Robots might have disappeared from public view, but development of them continued in space and military applications. And by the 2000s, computing power — improving exponentially via Moore’s law — had passed the “midpoint” threshold, whereby the gains began to be increasingly impressive. By the early 2000s, computing power that in the 1980s had been confined to room-sized, gas-cooled Cray supercomputers designed to model nuclear explosions was now present in a mid-level gaming laptop. Putting such spatial-modelling technology into robots is what has allowed for the sudden animal-like leaps in the technology. Now the global race is on to robotise production — even China, with several hundred million potential workers still living in rural poverty, has committed itself to industrial robotisation (including the FoxConn factory); the impact on global society and economics is likely to be substantial.

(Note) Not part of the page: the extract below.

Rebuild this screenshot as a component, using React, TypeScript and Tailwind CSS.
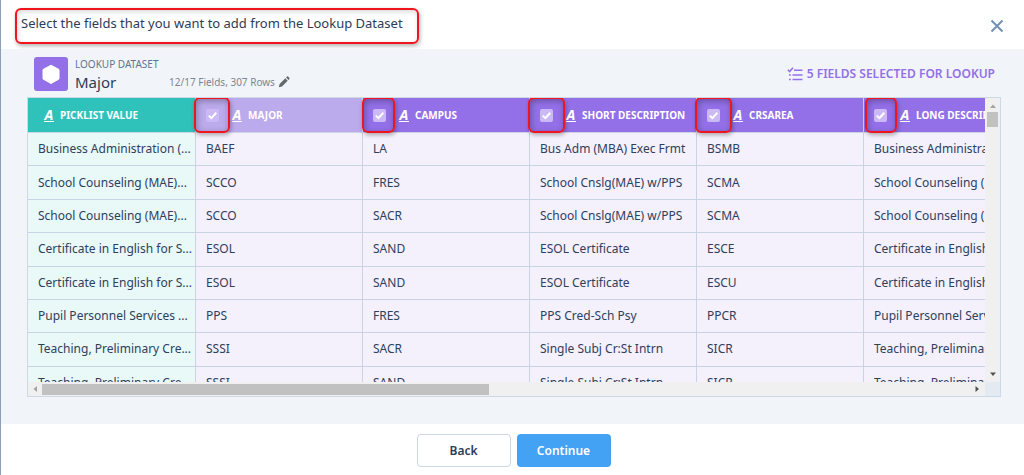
import type { ReactNode } from 'react';
import { clsx } from 'clsx';

type Column = {
  label: string;
  header: string;
  // frame drawn round the column's check box
  frame?: string;
};

const columns: Column[] = [
  { label: 'Picklist Value', header: 'w-[168px] bg-[#2fc2ba]' },
  { label: 'Major', header: 'w-[167px] bg-[#bbaaec]', frame: '-left-0.5 w-9' },
  { label: 'Campus', header: 'w-[167px] bg-[#9370e8]', frame: '-left-px w-[33px]' },
  { label: 'Short Description', header: 'w-[167px] bg-[#9370e8]', frame: '-left-0.5 w-[37px]' },
  { label: 'CRSAREA', header: 'w-[167px] bg-[#9370e8]', frame: '-left-0.5 w-[37px]' },
  { label: 'Long Description', header: 'w-[167px] bg-[#9370e8]', frame: 'left-px w-8' },
];

const rows = [
  ['Business Administration (...', 'BAEF', 'LA', 'Bus Adm (MBA) Exec Frmt', 'BSMB', 'Business Administration'],
  ['School Counseling (MAE)...', 'SCCO', 'FRES', 'School Cnslg(MAE) w/PPS', 'SCMA', 'School Counseling (MAE)'],
  ['School Counseling (MAE)...', 'SCCO', 'SACR', 'School Cnslg(MAE) w/PPS', 'SCMA', 'School Counseling (MAE)'],
  ['Certificate in English for S...', 'ESOL', 'SAND', 'ESOL Certificate', 'ESCE', 'Certificate in English'],
  ['Certificate in English for S...', 'ESOL', 'SAND', 'ESOL Certificate', 'ESCU', 'Certificate in English'],
  ['Pupil Personnel Services ...', 'PPS', 'FRES', 'PPS Cred-Sch Psy', 'PPCR', 'Pupil Personnel Services'],
  ['Teaching, Preliminary Cre...', 'SSSI', 'SACR', 'Single Subj Cr:St Intrn', 'SICR', 'Teaching, Preliminary'],
  ['Teaching, Preliminary Cre...', 'SSSI', 'SAND', 'Single Subj Cr:St Intrn', 'SICR', 'Teaching, Preliminary'],
];

function TextTypeIcon() {
  return (
    <span aria-hidden="true" className="w-2.5 border-b border-white text-center text-sm leading-3 font-bold italic">
      A
    </span>
  );
}

function FieldCheckbox({ label }: { label: string }) {
  return (
    <span className="mr-[13px] grid size-[13px] shrink-0">
      <input
        type="checkbox"
        defaultChecked
        aria-label={`Add ${label}`}
        className="peer col-start-1 row-start-1 size-[13px] appearance-none rounded-xs bg-[#cbb9f5]"
      />
      <svg
        viewBox="0 0 13 13"
        className="pointer-events-none invisible col-start-1 row-start-1 size-[13px] peer-checked:visible"
        fill="none"
        stroke="white"
        strokeWidth="2"
      >
        <path d="M2.8 6.6 5.4 9.1 10.3 3.8" />
      </svg>
    </span>
  );
}

function HeaderCell({ column }: { column: Column }) {
  return (
    <th
      scope="col"
      className={clsx('relative h-[35px] border-r border-b border-[#cbd5e6] p-0 text-left', column.header)}
    >
      <div className={clsx('flex items-center', column.frame ? 'pl-2.5' : 'pl-4')}>
        {column.frame && <FieldCheckbox label={column.label} />}
        <TextTypeIcon />
        <span className="ml-1.5 text-[10px] leading-4 font-bold whitespace-nowrap uppercase">{column.label}</span>
      </div>
      {column.frame && (
        <span
          className={clsx(
            'pointer-events-none absolute -top-px z-10 h-9 rounded-md border-2 border-[#f0141e] shadow-[1px_2px_4px_rgba(0,0,0,0.3),inset_1px_2px_6px_rgba(0,0,0,0.3)]',
            column.frame,
          )}
        />
      )}
    </th>
  );
}

function FieldsTable() {
  return (
    <table className="h-[302px] w-[1003px] table-fixed border-separate border-spacing-0">
      <thead className="text-white">
        <tr>
          {columns.map((column) => (
            <HeaderCell key={column.label} column={column} />
          ))}
        </tr>
      </thead>
      <tbody className="text-xs text-[#2f405c]">
        {rows.map((row, i) => (
          <tr key={i}>
            {row.map((value, j) => (
              <td
                key={j}
                className={clsx(
                  'border-r border-b border-[#c9d4e3] py-0 pr-0.5 pl-2.5 whitespace-nowrap',
                  j === 0 ? 'bg-[#e8f9f8]' : 'bg-[#f4f0fc]',
                )}
              >
                {value}
              </td>
            ))}
          </tr>
        ))}
      </tbody>
    </table>
  );
}

function Arrow({ d, className }: { d: string; className: string }) {
  return (
    <svg viewBox="0 0 8 8" className={clsx('size-2 shrink-0', className)} fill="currentColor" aria-hidden="true">
      <path d={d} />
    </svg>
  );
}

function ScrollFrame({ children }: { children: ReactNode }) {
  return (
    <div className="grid h-[300px] grid-cols-[minmax(0,1fr)_15px] grid-rows-[minmax(0,1fr)_14px] border border-[#cfd9e6] bg-[#e4eaf2]">
      <div className="overflow-hidden">{children}</div>
      <div className="flex flex-col items-center bg-[#f0f0f0] py-1">
        <Arrow d="M1 6 4 2.5 7 6z" className="text-[#a3a3a3]" />
        <div className="mt-0.5 h-[15px] w-[11px] bg-[#c1c1c1]" />
        <Arrow d="M1 2.5 4 6 7 2.5z" className="mt-auto text-[#505050]" />
      </div>
      <div className="flex items-center bg-[#f0f0f0] pr-1 pl-[3px]">
        <Arrow d="M6 1 2.5 4 6 7z" className="text-[#a3a3a3]" />
        <div className="ml-[3px] h-[11px] w-[47%] bg-[#c1c1c1]" />
        <Arrow d="M2.5 1 6 4 2.5 7z" className="ml-auto text-[#505050]" />
      </div>
    </div>
  );
}

function DatasetHeader() {
  return (
    <div className="flex items-center justify-between pr-1.5 pl-[7px]">
      <div className="flex items-center gap-[7px]">
        <svg viewBox="0 0 34 34" className="size-[34px]" aria-hidden="true">
          <rect width="34" height="34" rx="3" fill="#9370e8" />
          <path d="M17 8.2 25 12.5V22L17 26.5 9 22V12.5z" fill="white" stroke="white" strokeLinejoin="round" />
        </svg>
        <div>
          <p className="text-[10px] leading-4 text-[#5f7594] uppercase">Lookup Dataset</p>
          <div className="flex items-center">
            <h2 className="w-[94px] text-[15px] leading-5 text-[#2b3c58]">Major</h2>
            <span className="text-[10px] leading-5 text-[#7d8590]">12/17 Fields, 307 Rows</span>
            <button type="button" aria-label="Edit fields" className="ml-[3px] text-[#626870]">
              <svg viewBox="0 0 12 12" className="size-3" fill="currentColor">
                <path d="M.8 11.2 1.6 8 7.3 2.3 9.7 4.7 4 10.4zM8.1 1.5 9 .6a.8.8 0 0 1 1.1 0l1.3 1.3a.8.8 0 0 1 0 1.1l-.9.9z" />
              </svg>
            </button>
          </div>
        </div>
      </div>
      <div className="flex items-center gap-1 text-[#9370e8]">
        <svg viewBox="0 0 16 16" className="size-4" fill="none" stroke="currentColor" strokeWidth="1.5" aria-hidden="true">
          <path d="M.8 3.8 2.6 5.6 6 1.8M7 4.2H15.5M5.5 9H15.5M5.5 13.5H15.5M2 9H3.8M2 13.5H3.8" />
        </svg>
        <span className="text-xs font-semibold uppercase">5 fields selected for lookup</span>
      </div>
    </div>
  );
}

export default function App() {
  return (
    <div className="flex min-h-screen flex-col border-l border-[#8e9eb8] bg-white font-['Noto_Sans',sans-serif]">
      <header className="flex h-[49px] items-center justify-between pt-[3px] pr-5 pl-[14px]">
        <h1 className="h-9 rounded-md border-2 border-[#f0141e] pr-3.5 pl-1 text-[13px] leading-[26px] text-[#2b3c58] shadow-[1px_2px_4px_rgba(0,0,0,0.3),inset_1px_2px_5px_rgba(0,0,0,0.15)]">
          Select the fields that you want to add from the Lookup Dataset
        </h1>
        <button type="button" aria-label="Close" className="text-[#7291b3]">
          <svg viewBox="0 0 14 14" className="size-3.5" fill="none" stroke="currentColor" strokeWidth="2">
            <path d="M1.5 1.5 12.5 12.5M12.5 1.5 1.5 12.5" />
          </svg>
        </button>
      </header>
      <main className="flex flex-col gap-[5px] bg-[#f1f4f9] pt-[7px] pr-[23px] pb-[27px] pl-[26px]">
        <DatasetHeader />
        <ScrollFrame>
          <FieldsTable />
        </ScrollFrame>
      </main>
      <footer className="flex justify-center gap-1.5 pt-2.5 pb-2 pl-0.5 text-xs font-semibold">
        <button type="button" className="h-[33px] w-[94px] rounded-sm border border-[#cbd6e4] bg-white text-[#2b3c58]">
          Back
        </button>
        <button type="button" className="h-[33px] w-[94px] rounded-sm bg-[#44a2f5] text-white">
          Continue
        </button>
      </footer>
    </div>
  );
}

But it will also be paradoxical, since the successive automation of production, while it benefits the individual firm, sector or country — to diminishing degrees — has the effect of reducing the circuit of capital. For the robotisation of production to be smoothly offset, significant new economic sectors must be created. That, throughout the history of capitalism, has been the promise of automation. There is every sign that this process stopped around the 1970s in the West, and a growing “surplus” population has been hidden by various statistical manoeuvres — and is now being actively persecuted and demonised.
What happens when the process of automation starts to not only accelerate, but to jerk forward — i.e. meta-accelerate, with the new industries and services designed to fill the employment gap, now pre-automated — and the innovations created therein feeding back new innovations in automation to the economy as a whole. Should that process occur, the relation of society to production changes — but in a way that we do not at the moment have the framework to accommodate in a calm and rational fashion. With an increasingly large, increasingly excluded population, how will dominant interests stay in control? Well, they’d need some pretty gruesome robots. Hmmmmmmmmm. If tonight, after watching the video, you dream of being chased by BigDog, it might well count as premonition.
That is the dark side of the new robotics. The more optimistic dimension comes from Moore’s law — computing capacity not only expands in power, but also falls in price. Robotics is no longer constrained within the increasingly monolithic military-information complex — the Google-mil-plex — but is increasingly being distributed.
It might not be the million-dollar robot but the five-dollar machine that will change the world — and those machines are coming from everywhere.